## Start
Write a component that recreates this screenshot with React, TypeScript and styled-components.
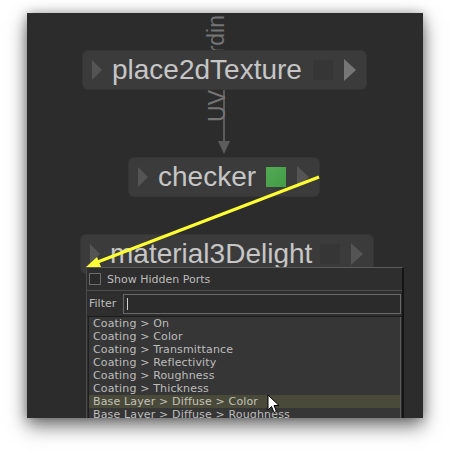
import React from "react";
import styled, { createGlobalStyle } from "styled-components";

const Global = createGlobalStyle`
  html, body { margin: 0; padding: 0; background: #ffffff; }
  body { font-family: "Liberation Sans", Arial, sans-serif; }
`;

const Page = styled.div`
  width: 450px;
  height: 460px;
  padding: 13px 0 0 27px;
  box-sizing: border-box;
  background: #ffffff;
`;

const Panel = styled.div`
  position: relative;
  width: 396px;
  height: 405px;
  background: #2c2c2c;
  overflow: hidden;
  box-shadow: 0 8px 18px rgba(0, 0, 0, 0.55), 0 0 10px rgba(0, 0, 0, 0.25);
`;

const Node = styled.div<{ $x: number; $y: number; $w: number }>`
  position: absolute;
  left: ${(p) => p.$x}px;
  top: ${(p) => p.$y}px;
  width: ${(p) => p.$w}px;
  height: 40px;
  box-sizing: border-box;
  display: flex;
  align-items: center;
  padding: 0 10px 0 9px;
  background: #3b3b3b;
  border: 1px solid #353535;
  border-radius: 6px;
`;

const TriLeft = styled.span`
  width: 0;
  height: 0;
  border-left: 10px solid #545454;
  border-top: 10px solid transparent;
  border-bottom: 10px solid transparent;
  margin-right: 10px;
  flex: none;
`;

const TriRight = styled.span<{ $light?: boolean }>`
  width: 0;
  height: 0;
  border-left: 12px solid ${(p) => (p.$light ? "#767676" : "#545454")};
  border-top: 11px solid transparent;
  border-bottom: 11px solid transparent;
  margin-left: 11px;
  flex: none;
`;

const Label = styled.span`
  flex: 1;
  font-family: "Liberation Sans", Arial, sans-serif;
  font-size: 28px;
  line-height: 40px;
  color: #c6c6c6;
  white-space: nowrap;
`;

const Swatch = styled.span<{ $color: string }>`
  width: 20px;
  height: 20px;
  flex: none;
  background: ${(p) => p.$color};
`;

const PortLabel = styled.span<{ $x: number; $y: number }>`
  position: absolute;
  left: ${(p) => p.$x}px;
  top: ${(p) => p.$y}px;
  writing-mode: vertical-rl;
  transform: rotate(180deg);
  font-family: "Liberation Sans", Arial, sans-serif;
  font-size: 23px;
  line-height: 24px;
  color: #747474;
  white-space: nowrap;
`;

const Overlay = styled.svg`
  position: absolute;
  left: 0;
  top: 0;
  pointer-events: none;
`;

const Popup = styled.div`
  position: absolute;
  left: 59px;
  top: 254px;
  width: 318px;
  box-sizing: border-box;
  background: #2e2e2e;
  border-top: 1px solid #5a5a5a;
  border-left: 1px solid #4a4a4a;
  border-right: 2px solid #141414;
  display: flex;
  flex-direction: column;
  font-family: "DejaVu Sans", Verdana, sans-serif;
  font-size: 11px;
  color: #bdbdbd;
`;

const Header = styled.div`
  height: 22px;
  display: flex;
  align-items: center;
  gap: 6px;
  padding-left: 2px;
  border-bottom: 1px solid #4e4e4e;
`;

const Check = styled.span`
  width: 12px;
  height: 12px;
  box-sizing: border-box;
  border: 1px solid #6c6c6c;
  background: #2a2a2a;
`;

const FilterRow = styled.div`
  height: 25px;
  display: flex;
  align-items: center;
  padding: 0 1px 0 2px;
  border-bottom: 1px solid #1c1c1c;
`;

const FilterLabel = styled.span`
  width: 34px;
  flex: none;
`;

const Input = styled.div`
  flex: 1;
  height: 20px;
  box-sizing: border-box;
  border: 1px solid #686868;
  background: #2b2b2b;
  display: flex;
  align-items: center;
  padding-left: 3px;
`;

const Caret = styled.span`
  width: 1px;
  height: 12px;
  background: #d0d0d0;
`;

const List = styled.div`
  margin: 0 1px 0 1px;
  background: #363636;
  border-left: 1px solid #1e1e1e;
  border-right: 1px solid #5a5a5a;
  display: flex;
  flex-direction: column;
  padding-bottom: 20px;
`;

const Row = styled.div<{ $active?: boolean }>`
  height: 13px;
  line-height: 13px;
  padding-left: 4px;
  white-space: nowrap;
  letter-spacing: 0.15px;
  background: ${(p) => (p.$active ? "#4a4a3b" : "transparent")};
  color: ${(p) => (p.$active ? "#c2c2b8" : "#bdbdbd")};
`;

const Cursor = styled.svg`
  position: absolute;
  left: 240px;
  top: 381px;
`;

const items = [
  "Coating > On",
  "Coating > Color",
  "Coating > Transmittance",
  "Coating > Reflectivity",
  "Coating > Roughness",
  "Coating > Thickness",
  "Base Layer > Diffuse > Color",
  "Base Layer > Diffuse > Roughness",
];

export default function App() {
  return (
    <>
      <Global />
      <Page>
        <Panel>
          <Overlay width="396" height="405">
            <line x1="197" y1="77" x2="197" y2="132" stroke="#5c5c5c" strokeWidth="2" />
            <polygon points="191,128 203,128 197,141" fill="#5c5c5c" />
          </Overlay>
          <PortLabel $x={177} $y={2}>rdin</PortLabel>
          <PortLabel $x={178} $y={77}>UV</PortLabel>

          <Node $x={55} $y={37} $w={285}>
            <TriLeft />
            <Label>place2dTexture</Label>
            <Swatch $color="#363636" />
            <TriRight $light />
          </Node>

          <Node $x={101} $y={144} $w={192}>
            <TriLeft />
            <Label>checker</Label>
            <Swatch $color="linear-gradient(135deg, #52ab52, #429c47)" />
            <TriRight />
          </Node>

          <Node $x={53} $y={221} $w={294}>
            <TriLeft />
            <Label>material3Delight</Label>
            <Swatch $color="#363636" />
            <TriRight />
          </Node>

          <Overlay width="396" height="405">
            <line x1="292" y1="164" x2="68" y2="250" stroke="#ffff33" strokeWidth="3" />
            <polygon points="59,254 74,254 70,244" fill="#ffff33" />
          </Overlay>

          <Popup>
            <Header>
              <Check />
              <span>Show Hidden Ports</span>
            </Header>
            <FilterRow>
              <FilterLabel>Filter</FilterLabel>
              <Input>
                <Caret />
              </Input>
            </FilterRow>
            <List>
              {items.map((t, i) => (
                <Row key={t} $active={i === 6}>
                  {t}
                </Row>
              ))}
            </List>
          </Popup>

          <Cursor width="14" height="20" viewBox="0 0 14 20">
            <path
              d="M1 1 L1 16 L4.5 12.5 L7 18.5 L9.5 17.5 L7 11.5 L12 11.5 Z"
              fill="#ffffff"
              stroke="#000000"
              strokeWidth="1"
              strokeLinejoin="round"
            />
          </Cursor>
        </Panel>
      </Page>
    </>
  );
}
## End
## Start
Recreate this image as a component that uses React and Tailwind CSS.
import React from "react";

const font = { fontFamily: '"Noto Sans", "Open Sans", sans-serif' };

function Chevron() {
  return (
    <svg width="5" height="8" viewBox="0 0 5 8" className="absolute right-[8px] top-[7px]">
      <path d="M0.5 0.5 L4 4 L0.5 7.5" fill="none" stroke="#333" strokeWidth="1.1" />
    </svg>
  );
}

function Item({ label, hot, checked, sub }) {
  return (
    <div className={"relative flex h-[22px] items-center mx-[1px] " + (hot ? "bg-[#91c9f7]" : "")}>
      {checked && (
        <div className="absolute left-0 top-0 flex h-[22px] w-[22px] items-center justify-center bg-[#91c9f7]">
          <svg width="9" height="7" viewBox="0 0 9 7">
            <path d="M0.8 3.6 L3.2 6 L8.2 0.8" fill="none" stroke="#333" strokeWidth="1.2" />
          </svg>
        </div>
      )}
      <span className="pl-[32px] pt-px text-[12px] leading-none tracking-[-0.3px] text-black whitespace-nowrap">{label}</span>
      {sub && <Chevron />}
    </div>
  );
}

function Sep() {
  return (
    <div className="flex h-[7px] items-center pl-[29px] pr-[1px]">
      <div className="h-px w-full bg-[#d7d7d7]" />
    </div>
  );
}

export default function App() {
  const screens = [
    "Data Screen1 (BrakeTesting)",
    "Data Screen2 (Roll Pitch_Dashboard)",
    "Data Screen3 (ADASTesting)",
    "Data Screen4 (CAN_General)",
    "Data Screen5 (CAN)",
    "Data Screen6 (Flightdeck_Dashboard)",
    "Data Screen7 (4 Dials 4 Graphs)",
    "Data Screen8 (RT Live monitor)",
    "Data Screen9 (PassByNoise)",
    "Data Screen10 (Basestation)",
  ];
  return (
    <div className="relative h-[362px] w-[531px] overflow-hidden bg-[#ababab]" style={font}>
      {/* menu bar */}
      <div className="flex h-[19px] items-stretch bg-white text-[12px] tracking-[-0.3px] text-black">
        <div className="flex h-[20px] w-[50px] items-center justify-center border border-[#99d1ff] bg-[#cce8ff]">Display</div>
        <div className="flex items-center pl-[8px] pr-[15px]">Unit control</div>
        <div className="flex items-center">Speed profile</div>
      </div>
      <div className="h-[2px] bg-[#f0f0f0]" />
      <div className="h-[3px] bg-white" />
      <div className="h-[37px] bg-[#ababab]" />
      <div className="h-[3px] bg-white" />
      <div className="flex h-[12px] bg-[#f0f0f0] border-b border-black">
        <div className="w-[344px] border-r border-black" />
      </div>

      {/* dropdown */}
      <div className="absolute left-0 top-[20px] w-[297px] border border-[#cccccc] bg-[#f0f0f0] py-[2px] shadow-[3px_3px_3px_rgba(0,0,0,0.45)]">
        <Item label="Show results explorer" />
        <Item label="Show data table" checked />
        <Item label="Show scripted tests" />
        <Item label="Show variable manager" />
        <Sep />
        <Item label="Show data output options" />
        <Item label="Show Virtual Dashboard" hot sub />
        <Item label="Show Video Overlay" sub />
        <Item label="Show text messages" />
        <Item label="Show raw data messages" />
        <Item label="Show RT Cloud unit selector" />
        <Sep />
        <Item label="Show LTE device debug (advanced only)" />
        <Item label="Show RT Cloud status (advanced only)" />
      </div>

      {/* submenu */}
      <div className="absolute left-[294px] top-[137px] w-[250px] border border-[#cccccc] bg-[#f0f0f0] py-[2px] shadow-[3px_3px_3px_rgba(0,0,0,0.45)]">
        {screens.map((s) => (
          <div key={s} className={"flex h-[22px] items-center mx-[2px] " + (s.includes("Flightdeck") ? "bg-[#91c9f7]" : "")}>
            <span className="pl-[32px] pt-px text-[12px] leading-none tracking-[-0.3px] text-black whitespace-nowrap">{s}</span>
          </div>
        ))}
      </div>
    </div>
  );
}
## End
(Directive): Pick out and copy every line that contains the word "this".

(Output of the exercise):
Write a component that recreates this screenshot with React, TypeScript and styled-components.
Recreate this image as a component that uses React and Tailwind CSS.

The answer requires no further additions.